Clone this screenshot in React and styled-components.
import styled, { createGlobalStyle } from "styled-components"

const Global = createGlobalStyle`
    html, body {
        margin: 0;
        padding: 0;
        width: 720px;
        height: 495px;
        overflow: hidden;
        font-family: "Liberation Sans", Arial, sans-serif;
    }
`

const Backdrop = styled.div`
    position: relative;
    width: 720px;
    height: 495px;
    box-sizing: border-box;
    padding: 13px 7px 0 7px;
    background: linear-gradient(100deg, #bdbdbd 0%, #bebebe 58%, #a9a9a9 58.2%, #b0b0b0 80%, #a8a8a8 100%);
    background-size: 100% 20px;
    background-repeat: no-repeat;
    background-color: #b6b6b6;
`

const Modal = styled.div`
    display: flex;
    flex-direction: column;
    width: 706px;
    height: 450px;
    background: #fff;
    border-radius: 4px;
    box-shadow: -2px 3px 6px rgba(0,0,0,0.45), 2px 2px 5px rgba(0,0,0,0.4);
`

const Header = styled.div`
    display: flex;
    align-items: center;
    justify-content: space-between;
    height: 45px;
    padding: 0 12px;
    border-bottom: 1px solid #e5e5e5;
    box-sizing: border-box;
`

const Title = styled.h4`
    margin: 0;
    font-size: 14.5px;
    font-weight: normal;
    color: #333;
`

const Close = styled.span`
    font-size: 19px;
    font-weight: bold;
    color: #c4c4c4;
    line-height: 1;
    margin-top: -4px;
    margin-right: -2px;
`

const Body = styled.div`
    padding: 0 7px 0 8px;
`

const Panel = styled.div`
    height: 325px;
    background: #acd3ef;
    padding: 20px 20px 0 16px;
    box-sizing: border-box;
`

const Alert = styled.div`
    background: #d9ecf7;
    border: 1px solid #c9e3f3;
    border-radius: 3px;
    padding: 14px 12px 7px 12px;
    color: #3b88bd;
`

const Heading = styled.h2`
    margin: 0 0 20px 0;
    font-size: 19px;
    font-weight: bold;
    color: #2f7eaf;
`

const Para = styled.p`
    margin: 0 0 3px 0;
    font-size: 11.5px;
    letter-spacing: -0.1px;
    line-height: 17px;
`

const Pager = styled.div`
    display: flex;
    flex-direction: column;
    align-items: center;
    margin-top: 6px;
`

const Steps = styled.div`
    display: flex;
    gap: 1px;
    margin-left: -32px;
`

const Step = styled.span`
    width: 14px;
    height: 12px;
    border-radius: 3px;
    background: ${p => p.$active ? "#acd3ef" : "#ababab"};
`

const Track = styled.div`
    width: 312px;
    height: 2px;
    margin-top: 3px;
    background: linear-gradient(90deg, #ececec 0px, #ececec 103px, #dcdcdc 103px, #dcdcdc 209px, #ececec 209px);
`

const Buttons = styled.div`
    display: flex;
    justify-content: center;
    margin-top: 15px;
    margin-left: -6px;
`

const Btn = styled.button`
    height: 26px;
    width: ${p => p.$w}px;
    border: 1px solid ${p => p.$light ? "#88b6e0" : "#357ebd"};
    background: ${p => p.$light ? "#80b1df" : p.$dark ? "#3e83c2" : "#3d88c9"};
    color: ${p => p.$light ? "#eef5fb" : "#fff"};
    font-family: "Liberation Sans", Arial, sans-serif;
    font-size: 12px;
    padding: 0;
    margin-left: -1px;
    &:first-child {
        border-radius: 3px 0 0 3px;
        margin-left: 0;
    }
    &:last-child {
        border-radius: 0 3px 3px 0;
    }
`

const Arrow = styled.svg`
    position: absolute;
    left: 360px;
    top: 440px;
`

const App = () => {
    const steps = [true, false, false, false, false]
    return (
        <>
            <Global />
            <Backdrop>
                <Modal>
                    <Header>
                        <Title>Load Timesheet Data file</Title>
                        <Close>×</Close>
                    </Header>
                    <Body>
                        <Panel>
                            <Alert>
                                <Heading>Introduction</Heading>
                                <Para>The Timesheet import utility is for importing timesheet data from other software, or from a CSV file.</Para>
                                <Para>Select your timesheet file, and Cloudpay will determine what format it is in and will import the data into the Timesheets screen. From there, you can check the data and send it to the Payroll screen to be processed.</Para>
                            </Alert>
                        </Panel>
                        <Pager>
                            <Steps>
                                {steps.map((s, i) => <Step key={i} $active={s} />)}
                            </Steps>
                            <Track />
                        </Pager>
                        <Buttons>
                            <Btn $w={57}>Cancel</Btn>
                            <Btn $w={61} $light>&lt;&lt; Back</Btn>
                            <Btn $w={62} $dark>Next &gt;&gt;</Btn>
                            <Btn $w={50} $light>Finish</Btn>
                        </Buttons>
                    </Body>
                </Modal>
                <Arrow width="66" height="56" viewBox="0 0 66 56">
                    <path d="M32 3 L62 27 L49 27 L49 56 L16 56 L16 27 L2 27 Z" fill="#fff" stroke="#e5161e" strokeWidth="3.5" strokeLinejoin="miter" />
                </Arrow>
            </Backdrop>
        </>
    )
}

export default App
● ● ● ●
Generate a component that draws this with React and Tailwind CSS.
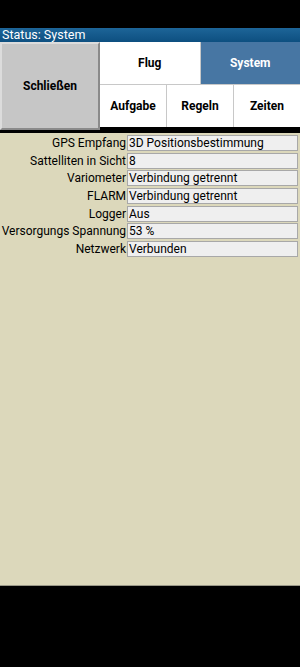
● ● ● ●
What you have to do: Report how many lines in the entries hold the string "components". Nothing but the number is wanted.

Output of the exercise: 2